> **WHAT THE EXERCISE ASKS**: Omit the pictures and print exactly the lines of the listing below, starting at the first and ending at the line containing "ChevronsDown, Plus, Minus".
########
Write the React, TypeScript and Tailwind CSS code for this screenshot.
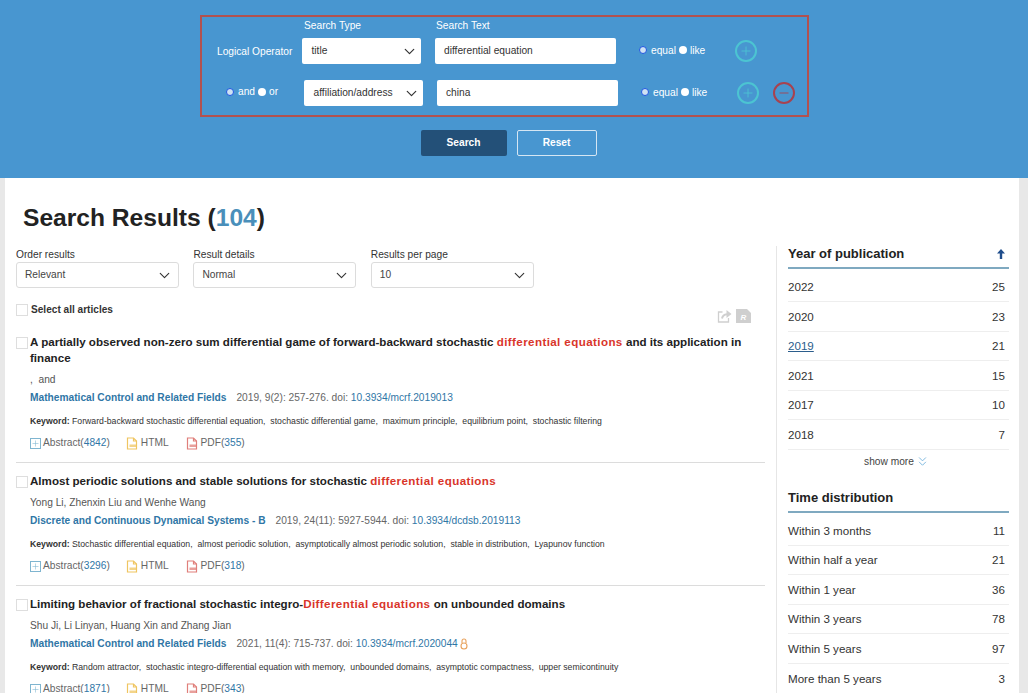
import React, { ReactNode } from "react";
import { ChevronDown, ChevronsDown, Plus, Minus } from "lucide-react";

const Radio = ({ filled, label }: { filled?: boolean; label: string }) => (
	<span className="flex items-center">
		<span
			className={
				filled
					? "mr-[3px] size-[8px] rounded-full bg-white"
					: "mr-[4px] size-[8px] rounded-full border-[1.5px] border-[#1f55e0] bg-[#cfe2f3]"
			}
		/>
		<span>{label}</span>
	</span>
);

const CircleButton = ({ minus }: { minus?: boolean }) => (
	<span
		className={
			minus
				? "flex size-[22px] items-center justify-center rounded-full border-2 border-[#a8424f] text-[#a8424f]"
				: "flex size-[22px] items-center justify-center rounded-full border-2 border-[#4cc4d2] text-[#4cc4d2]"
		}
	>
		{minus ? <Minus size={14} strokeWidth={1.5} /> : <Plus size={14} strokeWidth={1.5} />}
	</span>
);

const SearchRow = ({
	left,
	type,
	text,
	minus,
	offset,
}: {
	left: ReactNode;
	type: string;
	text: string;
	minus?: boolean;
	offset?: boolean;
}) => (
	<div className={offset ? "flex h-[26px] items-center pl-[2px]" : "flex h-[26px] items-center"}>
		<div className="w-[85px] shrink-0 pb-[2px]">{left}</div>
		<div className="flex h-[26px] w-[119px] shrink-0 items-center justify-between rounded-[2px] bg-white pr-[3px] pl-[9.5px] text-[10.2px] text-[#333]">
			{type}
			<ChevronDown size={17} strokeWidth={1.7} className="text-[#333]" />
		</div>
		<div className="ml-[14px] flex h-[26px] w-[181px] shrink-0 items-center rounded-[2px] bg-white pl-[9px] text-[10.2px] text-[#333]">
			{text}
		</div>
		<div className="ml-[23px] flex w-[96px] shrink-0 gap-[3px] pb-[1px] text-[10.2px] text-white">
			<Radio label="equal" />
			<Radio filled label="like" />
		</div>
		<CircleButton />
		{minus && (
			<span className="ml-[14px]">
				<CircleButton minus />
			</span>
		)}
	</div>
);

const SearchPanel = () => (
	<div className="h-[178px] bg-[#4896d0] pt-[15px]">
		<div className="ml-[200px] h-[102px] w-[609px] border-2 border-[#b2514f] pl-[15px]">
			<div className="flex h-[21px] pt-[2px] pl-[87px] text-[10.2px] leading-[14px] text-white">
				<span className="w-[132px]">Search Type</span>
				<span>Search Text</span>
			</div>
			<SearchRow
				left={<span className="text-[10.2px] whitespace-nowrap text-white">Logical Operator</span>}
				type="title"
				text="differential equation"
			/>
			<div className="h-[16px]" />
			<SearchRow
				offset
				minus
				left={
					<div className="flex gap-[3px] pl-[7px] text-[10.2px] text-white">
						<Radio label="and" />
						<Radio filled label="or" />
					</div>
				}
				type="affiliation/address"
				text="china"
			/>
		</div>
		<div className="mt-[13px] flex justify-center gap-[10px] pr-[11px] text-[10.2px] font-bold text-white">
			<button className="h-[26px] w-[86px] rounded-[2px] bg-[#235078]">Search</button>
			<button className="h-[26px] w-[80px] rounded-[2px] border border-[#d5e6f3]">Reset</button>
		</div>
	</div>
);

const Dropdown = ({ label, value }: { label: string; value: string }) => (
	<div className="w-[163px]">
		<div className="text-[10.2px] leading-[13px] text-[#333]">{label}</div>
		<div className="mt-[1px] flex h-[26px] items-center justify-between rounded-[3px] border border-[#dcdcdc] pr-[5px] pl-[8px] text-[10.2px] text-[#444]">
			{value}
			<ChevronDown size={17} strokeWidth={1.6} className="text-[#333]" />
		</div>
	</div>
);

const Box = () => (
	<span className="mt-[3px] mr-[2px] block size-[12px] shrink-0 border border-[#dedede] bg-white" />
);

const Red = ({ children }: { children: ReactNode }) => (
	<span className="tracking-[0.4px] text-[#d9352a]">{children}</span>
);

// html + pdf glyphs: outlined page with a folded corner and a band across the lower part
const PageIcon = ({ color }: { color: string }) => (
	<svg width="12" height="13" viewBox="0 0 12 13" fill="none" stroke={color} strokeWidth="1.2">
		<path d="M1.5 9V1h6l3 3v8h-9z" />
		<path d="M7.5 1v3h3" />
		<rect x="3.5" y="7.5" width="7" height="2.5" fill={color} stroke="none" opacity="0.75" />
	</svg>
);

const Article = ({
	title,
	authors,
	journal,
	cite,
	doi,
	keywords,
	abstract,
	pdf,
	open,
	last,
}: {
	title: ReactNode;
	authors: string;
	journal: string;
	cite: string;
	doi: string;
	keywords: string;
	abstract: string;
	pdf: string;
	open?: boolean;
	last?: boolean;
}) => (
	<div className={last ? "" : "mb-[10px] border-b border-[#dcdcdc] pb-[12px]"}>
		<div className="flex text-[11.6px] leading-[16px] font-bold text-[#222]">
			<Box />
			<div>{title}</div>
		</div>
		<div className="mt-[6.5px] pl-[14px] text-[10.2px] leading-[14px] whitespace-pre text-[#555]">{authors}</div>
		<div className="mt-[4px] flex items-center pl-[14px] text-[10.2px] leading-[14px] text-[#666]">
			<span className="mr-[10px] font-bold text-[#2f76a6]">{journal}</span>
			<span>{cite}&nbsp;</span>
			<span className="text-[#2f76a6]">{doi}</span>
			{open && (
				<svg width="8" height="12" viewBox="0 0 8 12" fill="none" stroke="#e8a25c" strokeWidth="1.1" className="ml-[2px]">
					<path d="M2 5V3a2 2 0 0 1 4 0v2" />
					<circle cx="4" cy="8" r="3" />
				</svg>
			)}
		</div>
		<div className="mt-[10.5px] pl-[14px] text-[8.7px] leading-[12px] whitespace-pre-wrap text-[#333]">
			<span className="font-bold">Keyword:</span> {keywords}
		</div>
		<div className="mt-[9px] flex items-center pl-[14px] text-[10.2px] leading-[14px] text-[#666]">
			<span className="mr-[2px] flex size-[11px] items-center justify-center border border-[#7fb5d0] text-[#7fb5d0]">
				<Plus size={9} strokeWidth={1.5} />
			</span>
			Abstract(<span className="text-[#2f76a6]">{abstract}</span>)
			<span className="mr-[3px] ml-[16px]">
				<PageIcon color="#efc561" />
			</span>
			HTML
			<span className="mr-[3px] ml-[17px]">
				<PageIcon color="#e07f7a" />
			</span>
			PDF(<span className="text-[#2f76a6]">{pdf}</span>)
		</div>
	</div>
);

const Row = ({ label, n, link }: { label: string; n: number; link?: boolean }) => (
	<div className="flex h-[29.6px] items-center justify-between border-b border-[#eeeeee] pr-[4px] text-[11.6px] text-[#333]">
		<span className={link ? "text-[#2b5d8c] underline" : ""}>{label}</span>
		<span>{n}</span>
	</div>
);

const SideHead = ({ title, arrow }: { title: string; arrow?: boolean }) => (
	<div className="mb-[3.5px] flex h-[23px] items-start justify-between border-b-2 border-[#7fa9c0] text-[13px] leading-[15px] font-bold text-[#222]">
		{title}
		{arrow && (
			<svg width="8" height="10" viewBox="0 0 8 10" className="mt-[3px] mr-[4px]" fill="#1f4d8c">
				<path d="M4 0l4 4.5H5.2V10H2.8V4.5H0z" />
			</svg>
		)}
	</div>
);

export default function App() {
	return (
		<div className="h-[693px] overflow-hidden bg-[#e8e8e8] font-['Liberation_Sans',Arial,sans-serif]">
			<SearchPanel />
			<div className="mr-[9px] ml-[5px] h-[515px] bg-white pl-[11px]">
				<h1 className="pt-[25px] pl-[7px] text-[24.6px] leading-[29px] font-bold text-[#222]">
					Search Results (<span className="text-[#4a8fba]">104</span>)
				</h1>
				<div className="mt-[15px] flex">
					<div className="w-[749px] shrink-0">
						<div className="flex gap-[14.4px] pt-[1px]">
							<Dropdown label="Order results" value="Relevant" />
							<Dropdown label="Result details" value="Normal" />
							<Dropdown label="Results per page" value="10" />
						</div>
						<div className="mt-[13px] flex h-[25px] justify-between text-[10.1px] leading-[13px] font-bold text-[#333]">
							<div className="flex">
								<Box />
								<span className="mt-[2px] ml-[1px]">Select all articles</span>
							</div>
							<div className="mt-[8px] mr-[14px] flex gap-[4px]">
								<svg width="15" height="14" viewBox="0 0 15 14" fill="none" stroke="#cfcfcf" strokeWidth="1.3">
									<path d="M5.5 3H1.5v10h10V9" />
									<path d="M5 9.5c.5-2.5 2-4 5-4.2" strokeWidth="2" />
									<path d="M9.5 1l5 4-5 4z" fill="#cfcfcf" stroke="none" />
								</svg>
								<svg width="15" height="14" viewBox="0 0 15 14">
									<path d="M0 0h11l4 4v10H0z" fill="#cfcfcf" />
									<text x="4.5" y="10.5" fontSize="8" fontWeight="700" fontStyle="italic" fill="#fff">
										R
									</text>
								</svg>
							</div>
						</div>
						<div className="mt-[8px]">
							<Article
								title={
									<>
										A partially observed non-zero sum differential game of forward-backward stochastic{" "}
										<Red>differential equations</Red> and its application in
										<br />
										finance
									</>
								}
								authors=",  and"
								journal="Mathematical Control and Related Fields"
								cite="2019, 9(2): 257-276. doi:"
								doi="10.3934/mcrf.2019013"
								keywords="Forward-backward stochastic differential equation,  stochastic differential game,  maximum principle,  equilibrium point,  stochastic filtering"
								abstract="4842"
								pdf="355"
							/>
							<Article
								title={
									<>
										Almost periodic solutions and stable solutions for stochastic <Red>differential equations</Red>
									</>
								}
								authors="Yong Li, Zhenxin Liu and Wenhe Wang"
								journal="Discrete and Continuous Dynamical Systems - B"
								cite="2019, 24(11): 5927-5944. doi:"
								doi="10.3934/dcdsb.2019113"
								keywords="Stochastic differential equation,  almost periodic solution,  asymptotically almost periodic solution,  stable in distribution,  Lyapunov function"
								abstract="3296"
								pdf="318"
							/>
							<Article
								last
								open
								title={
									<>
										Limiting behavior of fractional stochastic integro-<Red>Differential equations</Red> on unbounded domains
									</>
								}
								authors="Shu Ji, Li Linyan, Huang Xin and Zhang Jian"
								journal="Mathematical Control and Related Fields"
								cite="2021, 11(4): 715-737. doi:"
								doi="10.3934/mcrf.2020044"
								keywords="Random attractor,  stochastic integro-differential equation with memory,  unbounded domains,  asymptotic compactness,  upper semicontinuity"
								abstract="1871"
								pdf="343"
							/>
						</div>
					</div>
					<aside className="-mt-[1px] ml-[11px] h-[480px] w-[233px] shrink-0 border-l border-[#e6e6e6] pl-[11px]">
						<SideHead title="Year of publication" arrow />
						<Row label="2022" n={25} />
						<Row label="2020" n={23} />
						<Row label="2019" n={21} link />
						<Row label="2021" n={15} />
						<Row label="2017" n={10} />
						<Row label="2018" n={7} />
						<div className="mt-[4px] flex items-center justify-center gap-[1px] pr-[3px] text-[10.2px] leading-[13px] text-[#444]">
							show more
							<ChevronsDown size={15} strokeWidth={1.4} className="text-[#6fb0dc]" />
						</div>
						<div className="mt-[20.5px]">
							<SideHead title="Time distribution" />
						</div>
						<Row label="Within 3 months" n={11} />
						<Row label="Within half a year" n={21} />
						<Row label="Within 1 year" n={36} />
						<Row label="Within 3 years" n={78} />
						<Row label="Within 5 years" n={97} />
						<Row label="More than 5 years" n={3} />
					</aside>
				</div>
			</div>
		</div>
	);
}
########
> **OUTPUT BELOW**:
Write the React, TypeScript and Tailwind CSS code for this screenshot.
import React, { ReactNode } from "react";
import { ChevronDown, ChevronsDown, Plus, Minus } from "lucide-react";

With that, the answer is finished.